Missouri is the only state in the nation where a new U.S. House map has not been enacted or approved by state lawmakers, according to the Associated Press. The AP notes there is still uncertainty in some states because of court challenges or vetoes.
The Missouri House declined to vote Tuesday afternoon on the Senate-approved map, amid complaints from state representatives in both parties. They instead voted to send the map to a conference committee.

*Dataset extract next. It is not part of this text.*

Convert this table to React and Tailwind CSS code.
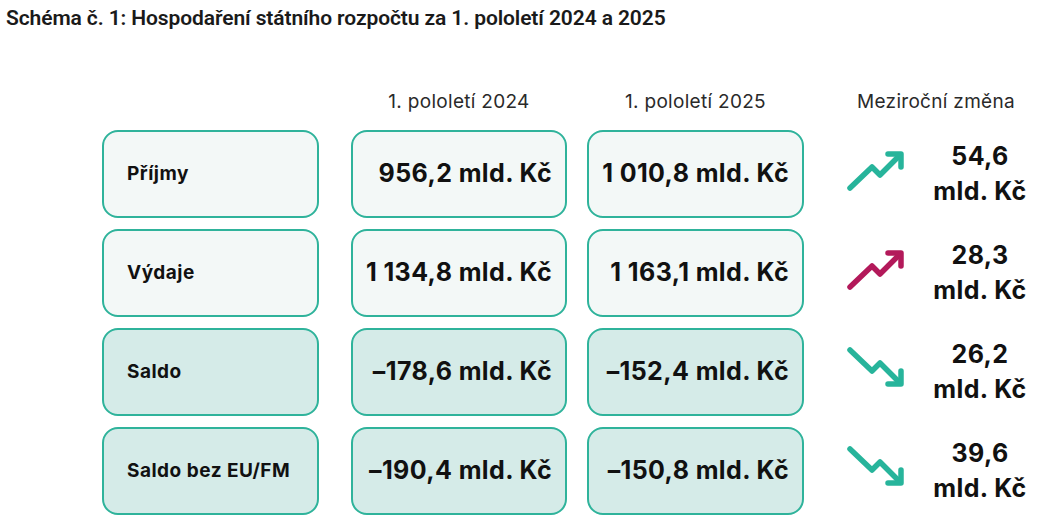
const rows = [
  { label: 'Příjmy', y2024: '956,2 mld. Kč', y2025: '1 010,8 mld. Kč', change: '54,6', trend: 'up', tone: 'teal', fill: 'light' },
  { label: 'Výdaje', y2024: '1 134,8 mld. Kč', y2025: '1 163,1 mld. Kč', change: '28,3', trend: 'up', tone: 'red', fill: 'light' },
  { label: 'Saldo', y2024: '–178,6 mld. Kč', y2025: '–152,4 mld. Kč', change: '26,2', trend: 'down', tone: 'teal', fill: 'dark' },
  { label: 'Saldo bez EU/FM', y2024: '–190,4 mld. Kč', y2025: '–150,8 mld. Kč', change: '39,6', trend: 'down', tone: 'teal', fill: 'dark' },
]

const boxFill = {
  light: 'bg-[#f3f8f7]',
  dark: 'bg-[#d5ebe8]',
}

function TrendIcon({ trend, tone }) {
  const color = tone === 'red' ? '#b3195a' : '#27b49b'
  const up = trend === 'up'
  return (
    <svg width="60" height="44" viewBox="0 0 60 44" fill="none" stroke={color} strokeWidth="5.5" strokeLinecap="round" strokeLinejoin="round">
      {up ? (
        <>
          <polyline points="5,40 27,19 35,27 55,7" />
          <polyline points="43,6 56,6 56,19" />
        </>
      ) : (
        <>
          <polyline points="5,4 27,25 35,17 55,37" />
          <polyline points="43,38 56,38 56,25" />
        </>
      )}
    </svg>
  )
}

function Box({ children, fill, className = '' }) {
  return (
    <div
      className={`flex h-[88px] items-center rounded-[16px] border-2 border-[#2fb39b] ${boxFill[fill]} ${className}`}
    >
      {children}
    </div>
  )
}

export default function App() {
  return (
    <div className="h-[526px] w-[1050px] overflow-hidden bg-white font-['Inter',sans-serif] text-[#111]">
      <h1 className="pl-[6px] pt-[6px] font-['Roboto',sans-serif] text-[21px] font-semibold leading-[24px] tracking-[-0.1px] text-[#1a1a1a]">
        Schéma č. 1: Hospodaření státního rozpočtu za 1. pololetí 2024 a 2025
      </h1>

      <div className="pl-[102px] pt-[60px]">
        <div className="flex h-[24px] items-center text-[19px] leading-[24px] tracking-[0.3px] text-[#2a2a2a]">
          <div className="w-[217px]" />
          <div className="ml-[32px] w-[216px] text-center">1. pololetí 2024</div>
          <div className="ml-[20px] w-[217px] text-center">1. pololetí 2025</div>
          <div className="w-[246px] pl-[18px] text-center">Meziroční změna</div>
        </div>

        <div className="mt-[16px] flex flex-col gap-[11px]">
          {rows.map((row) => (
            <div key={row.label} className="flex items-center">
              <Box fill={row.fill} className="w-[217px] pl-[23px]">
                <span className="text-[19px] font-bold tracking-[0.5px]">{row.label}</span>
              </Box>
              <Box fill={row.fill} className="ml-[32px] w-[216px] justify-end pr-[13px]">
                <span className="text-[25px] font-bold tracking-[0.4px]">{row.y2024}</span>
              </Box>
              <Box fill={row.fill} className="ml-[20px] w-[217px] justify-end pr-[13px]">
                <span className="text-[25px] font-bold tracking-[0.4px]">{row.y2025}</span>
              </Box>
              <div className="flex w-[246px] items-center">
                <div className="ml-[41px] -mt-[8px]">
                  <TrendIcon trend={row.trend} tone={row.tone} />
                </div>
                <div className="ml-[15px] w-[120px] text-center text-[25px] font-bold leading-[35px] tracking-[0.4px]">
                  <div>{row.change}</div>
                  <div>mld. Kč</div>
                </div>
              </div>
            </div>
          ))}
        </div>
      </div>
    </div>
  )
}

State Rep. Cheri Toalson Reisch (R-Hallsville) criticizes the Senate map for splitting Columbia and Boone County. She says Boone County should remain in the fourth congressional district, which is now held by U.S. Rep. Vicky Hartzler (R-Harrisonville). The Senate map moves most of Boone and all of Cooper and Moniteau counties to east-central Missouri’s third district, which is held by U.S. Rep. Blaine Luetkemeyer (R-St. Elizabeth).
State Rep. Mike McGirl (R-Potosi) is also critical of the Senate map, which redraws the suburban Second District down through his rural southeast Missouri district.
“Take a look at that district. It runs from up around Creve Coeur (and) Ladue, down through Iron County,” McGirl tells House colleagues.
The impasse means Missouri’s candidacy filing period has ended without new U.S. House districts in place.
The House voted 115-19 on Tuesday to send the map back to a conference committee for further negotiations. One of the 19 members who wanted to approve the Senate map is State Rep. Chris Sander (R-Lone Jack). He went to the House floor to complain that his current congressman, U.S. Rep. Emanuel Cleaver (D-Kansas City) is unresponsive. Sander says the Senate map moves his area to the fourth district.
“But I’ve lived in Lone Jack three years and have yet to have a phone call back, an e-mail back or any communication or even meet our U-S congressman from Congress District 5,” Sander says.
State Rep. Jerome Barnes (D-Raytown) went to the House floor to emphasize the importance of good government with redistricting maps, not protecting self-interests.
Missouri Secretary of State Jay Ashcroft tells 939 the Eagle’s “Wake Up Columbia” that it’s not too late for the issue to go to the conference committee. Secretary Ashcroft reiterates his frustration that the U.S. Census numbers weren’t delivered to Missouri until September 2021. He says they should have been delivered in December.